begin Data for processing

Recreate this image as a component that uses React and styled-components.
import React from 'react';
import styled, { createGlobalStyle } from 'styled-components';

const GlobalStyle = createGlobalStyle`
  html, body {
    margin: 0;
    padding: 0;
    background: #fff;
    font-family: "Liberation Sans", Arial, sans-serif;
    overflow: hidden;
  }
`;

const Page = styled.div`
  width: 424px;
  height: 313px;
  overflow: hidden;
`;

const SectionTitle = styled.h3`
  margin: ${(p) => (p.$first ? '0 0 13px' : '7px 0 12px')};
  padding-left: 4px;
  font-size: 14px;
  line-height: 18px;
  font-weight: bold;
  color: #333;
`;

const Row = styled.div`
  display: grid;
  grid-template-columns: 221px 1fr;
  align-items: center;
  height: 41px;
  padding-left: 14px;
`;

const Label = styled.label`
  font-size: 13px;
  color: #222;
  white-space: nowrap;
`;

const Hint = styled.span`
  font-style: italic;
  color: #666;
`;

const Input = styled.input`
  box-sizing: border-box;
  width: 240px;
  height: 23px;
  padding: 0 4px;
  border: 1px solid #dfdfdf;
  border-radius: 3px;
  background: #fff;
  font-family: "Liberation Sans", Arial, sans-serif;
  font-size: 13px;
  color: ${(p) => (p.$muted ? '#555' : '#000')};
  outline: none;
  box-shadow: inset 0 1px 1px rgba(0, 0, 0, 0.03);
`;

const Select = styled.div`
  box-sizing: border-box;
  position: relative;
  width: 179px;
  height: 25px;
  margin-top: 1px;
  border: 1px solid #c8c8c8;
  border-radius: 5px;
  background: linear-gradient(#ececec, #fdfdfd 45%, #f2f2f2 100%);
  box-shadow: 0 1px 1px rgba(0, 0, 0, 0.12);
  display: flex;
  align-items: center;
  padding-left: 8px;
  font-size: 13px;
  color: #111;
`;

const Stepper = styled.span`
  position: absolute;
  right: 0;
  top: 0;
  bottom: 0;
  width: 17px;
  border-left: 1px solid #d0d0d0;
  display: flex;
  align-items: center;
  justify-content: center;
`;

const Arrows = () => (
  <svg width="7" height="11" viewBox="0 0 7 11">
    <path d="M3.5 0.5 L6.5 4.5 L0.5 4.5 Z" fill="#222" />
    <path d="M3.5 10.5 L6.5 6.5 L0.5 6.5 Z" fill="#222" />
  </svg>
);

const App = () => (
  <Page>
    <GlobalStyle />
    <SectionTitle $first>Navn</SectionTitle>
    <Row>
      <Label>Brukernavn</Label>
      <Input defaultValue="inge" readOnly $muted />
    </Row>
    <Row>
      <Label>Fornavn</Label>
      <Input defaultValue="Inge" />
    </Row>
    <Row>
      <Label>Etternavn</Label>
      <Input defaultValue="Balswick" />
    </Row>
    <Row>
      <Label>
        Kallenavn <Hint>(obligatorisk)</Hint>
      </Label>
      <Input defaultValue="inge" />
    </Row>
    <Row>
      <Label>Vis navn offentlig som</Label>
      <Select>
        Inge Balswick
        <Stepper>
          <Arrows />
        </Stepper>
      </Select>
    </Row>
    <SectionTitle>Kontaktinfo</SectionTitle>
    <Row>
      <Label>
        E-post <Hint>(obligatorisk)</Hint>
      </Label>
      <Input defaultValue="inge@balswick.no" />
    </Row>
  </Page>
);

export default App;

end Data for processing
begin Data for processing

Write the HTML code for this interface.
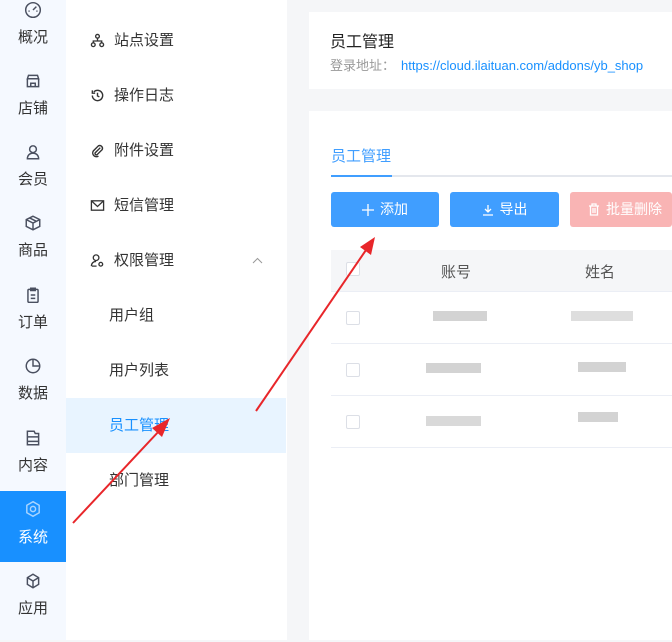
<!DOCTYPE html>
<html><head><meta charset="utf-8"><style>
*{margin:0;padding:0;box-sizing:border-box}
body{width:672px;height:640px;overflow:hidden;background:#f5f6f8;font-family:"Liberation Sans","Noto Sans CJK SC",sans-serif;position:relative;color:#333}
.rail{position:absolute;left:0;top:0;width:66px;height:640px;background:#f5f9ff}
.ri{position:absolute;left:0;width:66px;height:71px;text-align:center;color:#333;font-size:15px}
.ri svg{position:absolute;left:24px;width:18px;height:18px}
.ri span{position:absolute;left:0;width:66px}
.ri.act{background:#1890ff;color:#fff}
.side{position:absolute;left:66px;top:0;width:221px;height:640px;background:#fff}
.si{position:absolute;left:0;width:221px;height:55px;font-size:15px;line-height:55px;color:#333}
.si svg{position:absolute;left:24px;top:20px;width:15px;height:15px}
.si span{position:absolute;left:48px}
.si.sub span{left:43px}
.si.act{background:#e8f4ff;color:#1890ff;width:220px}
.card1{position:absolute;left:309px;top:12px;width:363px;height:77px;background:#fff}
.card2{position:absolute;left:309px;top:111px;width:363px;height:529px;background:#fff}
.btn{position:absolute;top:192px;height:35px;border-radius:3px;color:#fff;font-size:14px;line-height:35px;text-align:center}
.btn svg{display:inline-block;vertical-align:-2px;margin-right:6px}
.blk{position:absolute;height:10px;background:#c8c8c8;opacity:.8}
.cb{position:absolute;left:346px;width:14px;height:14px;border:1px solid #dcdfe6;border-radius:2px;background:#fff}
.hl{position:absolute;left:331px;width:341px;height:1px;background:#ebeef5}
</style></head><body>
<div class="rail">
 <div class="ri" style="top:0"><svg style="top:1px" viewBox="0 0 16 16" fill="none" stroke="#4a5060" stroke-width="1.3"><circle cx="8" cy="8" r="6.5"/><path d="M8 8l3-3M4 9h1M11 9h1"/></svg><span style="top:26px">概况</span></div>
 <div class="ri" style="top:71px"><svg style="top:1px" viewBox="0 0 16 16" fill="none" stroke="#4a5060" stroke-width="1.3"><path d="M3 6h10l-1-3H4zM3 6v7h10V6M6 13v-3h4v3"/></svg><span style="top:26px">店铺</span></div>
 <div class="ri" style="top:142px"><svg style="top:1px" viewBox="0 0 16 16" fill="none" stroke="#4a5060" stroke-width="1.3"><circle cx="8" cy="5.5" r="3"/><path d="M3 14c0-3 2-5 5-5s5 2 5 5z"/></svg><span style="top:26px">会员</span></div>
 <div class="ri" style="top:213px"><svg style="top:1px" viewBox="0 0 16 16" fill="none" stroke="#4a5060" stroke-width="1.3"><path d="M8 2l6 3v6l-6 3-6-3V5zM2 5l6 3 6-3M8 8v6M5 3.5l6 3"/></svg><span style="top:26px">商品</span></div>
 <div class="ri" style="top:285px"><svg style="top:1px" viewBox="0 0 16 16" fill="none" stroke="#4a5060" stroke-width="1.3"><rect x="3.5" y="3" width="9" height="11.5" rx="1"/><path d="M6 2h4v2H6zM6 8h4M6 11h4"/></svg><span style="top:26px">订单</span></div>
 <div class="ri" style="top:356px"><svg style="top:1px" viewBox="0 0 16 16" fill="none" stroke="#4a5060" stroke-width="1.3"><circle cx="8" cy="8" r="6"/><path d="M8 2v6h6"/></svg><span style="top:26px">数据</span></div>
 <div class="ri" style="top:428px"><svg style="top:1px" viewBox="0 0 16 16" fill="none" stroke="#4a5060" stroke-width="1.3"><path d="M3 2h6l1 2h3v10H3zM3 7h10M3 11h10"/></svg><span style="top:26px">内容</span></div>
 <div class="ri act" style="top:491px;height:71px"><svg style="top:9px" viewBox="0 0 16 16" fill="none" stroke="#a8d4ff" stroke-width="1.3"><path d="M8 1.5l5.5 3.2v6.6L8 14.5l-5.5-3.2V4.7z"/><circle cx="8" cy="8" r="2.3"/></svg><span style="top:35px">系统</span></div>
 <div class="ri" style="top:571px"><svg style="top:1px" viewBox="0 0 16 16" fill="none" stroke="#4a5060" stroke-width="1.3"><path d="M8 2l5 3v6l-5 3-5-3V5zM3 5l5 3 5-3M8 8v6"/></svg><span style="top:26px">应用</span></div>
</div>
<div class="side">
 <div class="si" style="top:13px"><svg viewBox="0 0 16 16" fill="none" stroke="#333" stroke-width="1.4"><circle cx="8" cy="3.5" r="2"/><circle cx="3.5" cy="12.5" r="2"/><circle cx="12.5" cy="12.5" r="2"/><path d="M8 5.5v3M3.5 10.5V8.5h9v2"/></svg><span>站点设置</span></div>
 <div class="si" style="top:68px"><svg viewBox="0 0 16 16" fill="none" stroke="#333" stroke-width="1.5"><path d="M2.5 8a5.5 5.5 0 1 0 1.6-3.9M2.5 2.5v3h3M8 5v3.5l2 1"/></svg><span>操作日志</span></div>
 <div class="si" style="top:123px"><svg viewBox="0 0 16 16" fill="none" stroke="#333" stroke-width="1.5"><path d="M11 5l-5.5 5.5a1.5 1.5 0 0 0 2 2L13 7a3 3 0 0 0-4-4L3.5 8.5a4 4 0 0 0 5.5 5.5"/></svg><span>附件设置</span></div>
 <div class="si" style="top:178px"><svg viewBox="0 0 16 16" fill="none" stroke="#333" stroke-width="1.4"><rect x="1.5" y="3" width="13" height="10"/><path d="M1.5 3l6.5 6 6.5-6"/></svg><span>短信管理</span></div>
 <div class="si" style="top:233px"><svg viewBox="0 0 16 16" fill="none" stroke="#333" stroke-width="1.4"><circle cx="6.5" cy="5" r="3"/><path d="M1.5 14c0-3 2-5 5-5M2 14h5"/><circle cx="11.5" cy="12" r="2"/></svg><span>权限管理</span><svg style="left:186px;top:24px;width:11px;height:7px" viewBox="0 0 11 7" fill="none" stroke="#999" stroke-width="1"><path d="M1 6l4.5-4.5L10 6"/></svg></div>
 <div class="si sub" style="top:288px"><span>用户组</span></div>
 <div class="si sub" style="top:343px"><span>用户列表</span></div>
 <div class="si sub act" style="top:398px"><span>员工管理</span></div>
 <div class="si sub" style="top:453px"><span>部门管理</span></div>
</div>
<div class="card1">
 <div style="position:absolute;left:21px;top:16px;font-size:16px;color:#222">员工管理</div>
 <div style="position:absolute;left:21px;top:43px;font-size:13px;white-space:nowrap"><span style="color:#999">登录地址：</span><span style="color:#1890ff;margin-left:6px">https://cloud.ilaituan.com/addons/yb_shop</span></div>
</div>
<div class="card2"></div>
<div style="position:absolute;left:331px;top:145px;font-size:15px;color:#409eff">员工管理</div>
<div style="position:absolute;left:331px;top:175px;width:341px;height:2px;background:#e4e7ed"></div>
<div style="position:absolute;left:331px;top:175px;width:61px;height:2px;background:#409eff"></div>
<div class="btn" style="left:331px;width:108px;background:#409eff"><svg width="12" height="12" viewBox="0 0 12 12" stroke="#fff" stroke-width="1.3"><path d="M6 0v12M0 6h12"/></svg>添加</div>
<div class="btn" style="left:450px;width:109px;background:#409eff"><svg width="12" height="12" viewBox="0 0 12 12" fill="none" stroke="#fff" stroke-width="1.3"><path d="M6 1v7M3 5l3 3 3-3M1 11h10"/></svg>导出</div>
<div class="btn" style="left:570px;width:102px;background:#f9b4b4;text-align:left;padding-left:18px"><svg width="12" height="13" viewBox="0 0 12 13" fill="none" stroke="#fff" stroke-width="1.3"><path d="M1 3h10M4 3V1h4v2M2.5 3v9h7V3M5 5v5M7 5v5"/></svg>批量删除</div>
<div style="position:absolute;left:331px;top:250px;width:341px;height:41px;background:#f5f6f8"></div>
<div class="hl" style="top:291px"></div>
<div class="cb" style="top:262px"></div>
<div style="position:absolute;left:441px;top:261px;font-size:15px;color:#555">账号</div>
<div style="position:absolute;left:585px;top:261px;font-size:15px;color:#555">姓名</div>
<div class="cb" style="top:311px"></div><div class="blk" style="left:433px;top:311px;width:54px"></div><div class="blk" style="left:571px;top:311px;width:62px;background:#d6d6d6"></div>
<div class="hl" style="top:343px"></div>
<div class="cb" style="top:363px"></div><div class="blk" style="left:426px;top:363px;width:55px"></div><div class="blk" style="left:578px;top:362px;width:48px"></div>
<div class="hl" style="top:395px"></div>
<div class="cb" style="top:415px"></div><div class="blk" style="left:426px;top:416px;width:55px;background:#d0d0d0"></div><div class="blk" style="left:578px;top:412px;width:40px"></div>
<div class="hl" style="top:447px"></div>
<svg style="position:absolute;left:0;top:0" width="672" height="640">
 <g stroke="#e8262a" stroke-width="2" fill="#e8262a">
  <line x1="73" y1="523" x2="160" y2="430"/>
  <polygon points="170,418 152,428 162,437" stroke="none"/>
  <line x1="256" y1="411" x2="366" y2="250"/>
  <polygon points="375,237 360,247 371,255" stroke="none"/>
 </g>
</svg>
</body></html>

end Data for processing

**Prompt:**
Return every line in the listing that contains the word "styled".

**In response:**
Recreate this image as a component that uses React and styled-components.
import styled, { createGlobalStyle } from 'styled-components';
const Page = styled.div`
const SectionTitle = styled.h3`
const Row = styled.div`
const Label = styled.label`
const Hint = styled.span`
const Input = styled.input`
const Select = styled.div`
const Stepper = styled.span`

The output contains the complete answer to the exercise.